### The problem:
Look through the data and write out every line with the word "this" in it.

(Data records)
☆ ☆ ☆

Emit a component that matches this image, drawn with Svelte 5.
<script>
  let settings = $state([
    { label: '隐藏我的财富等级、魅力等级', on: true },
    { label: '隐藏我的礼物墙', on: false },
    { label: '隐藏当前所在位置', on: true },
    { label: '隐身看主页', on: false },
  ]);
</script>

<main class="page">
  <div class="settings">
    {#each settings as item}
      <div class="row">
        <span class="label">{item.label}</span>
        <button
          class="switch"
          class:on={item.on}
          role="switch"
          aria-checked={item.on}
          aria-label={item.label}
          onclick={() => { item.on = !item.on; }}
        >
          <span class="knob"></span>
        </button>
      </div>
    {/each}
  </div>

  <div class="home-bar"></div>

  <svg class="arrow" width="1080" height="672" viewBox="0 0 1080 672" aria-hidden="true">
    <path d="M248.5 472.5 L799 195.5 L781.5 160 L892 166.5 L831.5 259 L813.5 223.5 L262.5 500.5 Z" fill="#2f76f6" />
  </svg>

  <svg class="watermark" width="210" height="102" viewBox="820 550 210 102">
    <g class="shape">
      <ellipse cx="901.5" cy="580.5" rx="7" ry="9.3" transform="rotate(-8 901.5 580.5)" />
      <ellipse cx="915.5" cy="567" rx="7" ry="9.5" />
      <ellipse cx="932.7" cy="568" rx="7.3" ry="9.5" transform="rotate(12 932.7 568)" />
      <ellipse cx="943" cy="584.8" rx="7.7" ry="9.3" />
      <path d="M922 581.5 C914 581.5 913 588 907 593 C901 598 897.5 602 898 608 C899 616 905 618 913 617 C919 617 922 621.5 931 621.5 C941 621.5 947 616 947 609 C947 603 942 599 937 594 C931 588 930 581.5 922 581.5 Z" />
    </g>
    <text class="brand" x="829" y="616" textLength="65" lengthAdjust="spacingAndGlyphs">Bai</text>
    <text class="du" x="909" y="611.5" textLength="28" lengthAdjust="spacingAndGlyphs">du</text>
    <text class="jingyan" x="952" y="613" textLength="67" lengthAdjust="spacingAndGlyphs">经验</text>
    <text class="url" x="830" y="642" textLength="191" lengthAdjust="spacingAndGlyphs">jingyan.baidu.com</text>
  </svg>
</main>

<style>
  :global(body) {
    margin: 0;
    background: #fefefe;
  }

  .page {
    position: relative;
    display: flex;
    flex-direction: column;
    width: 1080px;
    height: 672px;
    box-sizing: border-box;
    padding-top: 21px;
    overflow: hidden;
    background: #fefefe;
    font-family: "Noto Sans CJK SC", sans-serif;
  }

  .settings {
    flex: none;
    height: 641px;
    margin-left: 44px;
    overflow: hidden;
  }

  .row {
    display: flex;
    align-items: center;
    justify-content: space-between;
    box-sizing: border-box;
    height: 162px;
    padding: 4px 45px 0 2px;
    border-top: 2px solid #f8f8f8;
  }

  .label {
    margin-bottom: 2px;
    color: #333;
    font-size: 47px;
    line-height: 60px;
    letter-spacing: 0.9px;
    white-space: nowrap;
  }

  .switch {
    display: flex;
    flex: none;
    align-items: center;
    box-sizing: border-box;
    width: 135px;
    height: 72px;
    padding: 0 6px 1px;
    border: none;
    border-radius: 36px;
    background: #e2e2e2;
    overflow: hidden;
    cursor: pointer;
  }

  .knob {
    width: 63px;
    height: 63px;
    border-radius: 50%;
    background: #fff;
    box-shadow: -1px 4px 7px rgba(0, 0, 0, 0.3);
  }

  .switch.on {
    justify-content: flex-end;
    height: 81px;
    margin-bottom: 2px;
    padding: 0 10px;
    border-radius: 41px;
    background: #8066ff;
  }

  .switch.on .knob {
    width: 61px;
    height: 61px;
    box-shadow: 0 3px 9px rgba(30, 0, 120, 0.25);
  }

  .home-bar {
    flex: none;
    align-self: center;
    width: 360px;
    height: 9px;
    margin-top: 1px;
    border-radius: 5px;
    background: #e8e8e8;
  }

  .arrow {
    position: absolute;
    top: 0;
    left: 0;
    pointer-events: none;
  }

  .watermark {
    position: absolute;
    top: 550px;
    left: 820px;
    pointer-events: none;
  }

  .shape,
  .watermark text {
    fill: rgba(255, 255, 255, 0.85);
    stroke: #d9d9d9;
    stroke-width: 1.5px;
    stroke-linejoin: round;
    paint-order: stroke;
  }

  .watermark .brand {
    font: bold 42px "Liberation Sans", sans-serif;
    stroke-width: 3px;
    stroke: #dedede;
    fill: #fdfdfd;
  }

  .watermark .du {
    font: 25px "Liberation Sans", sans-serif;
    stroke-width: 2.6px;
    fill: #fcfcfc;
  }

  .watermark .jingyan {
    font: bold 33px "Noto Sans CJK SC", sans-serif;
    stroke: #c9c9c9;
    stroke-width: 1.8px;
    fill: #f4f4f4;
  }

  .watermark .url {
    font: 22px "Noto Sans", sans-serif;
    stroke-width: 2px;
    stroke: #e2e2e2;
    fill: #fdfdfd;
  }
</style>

☆ ☆ ☆

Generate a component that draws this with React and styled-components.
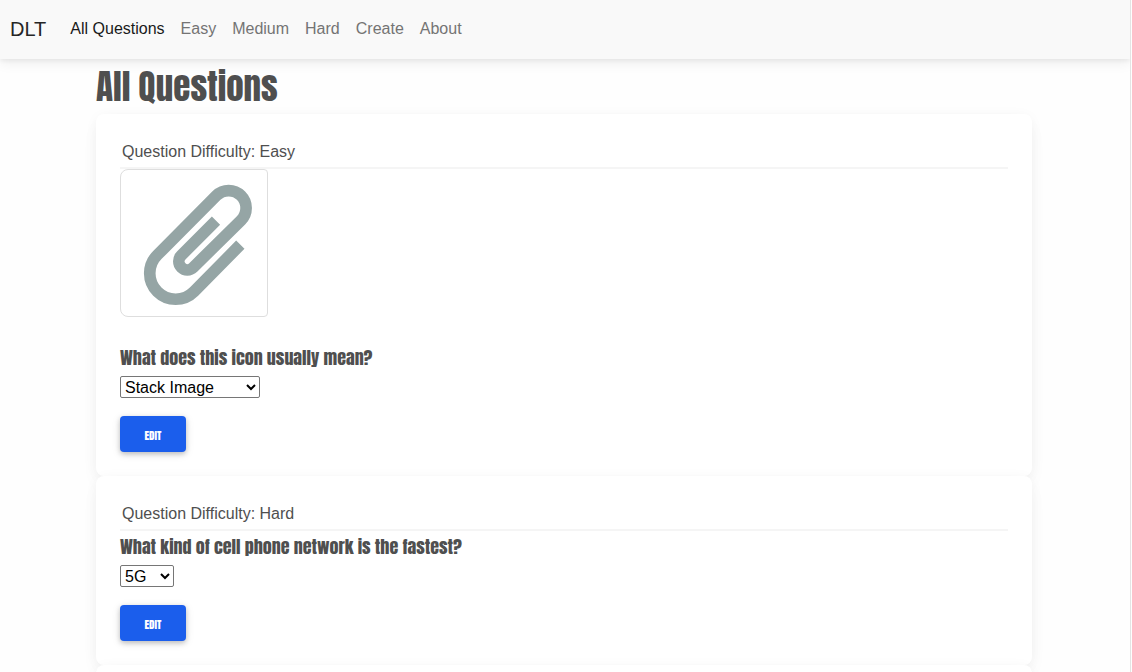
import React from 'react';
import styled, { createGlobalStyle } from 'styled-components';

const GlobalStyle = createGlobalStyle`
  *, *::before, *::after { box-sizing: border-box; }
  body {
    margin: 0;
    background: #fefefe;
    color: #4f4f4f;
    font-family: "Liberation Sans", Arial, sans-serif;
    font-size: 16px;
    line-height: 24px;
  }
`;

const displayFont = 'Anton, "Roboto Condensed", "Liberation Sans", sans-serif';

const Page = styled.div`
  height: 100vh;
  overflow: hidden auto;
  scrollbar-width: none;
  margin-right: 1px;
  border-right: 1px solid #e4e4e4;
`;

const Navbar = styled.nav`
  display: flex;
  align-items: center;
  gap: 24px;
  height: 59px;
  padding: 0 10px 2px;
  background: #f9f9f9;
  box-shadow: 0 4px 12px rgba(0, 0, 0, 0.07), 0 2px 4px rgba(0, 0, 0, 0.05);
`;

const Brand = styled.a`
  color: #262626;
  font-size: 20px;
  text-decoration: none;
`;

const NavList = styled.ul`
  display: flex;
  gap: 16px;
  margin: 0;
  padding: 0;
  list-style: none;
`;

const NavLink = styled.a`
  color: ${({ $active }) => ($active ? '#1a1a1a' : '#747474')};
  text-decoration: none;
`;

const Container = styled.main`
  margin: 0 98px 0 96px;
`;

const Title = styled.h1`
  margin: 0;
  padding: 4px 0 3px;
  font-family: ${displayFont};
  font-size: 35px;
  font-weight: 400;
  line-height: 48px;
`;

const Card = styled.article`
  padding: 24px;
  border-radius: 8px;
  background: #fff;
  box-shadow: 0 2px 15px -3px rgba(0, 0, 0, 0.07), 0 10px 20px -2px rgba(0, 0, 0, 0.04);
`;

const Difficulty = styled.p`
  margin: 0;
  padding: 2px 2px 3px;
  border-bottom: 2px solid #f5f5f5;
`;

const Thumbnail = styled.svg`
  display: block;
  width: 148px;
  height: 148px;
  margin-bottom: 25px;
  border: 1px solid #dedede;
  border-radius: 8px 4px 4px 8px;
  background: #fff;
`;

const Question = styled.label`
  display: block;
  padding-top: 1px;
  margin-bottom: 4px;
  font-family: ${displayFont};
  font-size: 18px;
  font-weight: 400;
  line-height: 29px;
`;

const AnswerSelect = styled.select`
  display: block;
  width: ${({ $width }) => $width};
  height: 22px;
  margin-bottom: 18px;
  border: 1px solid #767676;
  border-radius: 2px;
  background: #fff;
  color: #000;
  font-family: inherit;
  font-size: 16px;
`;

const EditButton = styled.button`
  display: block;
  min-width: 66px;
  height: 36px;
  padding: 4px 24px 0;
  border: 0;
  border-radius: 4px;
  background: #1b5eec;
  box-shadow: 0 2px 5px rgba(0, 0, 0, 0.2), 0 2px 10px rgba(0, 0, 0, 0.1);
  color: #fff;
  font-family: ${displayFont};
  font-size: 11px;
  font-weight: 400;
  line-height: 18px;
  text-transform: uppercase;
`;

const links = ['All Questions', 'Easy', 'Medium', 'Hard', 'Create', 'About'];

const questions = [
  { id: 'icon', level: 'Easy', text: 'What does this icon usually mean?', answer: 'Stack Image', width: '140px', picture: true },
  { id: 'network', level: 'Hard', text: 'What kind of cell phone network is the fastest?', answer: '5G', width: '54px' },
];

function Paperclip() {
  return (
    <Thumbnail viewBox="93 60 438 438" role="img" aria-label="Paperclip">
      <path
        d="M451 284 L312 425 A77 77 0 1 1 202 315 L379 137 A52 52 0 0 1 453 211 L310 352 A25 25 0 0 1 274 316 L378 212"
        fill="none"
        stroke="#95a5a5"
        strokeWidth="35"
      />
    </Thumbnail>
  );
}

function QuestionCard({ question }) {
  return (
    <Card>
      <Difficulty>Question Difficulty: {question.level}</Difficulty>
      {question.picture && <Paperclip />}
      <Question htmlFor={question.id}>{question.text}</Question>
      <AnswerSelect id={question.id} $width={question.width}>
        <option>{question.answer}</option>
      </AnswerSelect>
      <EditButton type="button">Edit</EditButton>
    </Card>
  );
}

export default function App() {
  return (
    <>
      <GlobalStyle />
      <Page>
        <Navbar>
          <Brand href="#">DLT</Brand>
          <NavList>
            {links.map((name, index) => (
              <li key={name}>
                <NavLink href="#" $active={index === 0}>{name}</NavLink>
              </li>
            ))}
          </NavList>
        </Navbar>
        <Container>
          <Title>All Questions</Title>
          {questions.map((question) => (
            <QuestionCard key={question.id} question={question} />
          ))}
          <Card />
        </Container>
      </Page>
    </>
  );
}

☆ ☆ ☆

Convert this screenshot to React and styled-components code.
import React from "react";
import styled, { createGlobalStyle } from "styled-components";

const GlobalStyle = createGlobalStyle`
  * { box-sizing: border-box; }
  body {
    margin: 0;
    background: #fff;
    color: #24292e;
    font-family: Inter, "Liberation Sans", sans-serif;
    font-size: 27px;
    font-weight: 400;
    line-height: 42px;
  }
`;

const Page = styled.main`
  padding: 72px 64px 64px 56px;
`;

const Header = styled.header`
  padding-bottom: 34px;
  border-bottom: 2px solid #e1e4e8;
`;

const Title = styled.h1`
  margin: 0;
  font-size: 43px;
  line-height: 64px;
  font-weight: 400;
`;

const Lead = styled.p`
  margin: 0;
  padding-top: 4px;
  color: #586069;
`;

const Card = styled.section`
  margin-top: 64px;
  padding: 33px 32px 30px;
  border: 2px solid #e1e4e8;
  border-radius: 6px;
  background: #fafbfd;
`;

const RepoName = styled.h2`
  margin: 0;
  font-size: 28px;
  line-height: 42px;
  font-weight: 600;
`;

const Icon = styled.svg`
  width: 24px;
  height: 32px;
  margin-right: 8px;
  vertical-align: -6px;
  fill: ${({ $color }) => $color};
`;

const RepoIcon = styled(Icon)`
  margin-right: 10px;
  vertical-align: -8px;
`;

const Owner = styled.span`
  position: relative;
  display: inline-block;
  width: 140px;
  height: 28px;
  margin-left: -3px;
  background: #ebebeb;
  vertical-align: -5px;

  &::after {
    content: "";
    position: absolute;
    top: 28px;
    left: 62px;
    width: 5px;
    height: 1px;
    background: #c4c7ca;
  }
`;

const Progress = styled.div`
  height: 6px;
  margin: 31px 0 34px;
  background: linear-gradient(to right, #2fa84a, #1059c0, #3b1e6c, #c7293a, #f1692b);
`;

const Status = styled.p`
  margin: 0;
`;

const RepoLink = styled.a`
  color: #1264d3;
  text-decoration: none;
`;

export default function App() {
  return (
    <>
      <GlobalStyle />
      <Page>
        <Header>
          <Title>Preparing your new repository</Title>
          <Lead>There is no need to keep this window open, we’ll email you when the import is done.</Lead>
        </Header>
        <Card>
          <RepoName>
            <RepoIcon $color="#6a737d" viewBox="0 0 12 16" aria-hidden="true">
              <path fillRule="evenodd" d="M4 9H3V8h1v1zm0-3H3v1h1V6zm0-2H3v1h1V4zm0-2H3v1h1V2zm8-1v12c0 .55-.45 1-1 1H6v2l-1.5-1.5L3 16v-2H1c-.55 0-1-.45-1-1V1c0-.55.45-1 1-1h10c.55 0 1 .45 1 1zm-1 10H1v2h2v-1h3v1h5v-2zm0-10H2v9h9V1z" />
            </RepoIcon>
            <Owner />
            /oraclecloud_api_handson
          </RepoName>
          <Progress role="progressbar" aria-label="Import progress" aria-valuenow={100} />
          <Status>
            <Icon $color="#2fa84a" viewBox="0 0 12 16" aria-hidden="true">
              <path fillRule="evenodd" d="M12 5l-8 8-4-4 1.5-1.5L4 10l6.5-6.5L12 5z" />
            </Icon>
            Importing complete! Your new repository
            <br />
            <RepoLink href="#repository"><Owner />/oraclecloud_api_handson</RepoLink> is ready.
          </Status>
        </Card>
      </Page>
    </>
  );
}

☆ ☆ ☆

### Response:
Emit a component that matches this image, drawn with Svelte 5.
Generate a component that draws this with React and styled-components.
  { id: 'icon', level: 'Easy', text: 'What does this icon usually mean?', answer: 'Stack Image', width: '140px', picture: true },
Convert this screenshot to React and styled-components code.
          <Lead>There is no need to keep this window open, we’ll email you when the import is done.</Lead>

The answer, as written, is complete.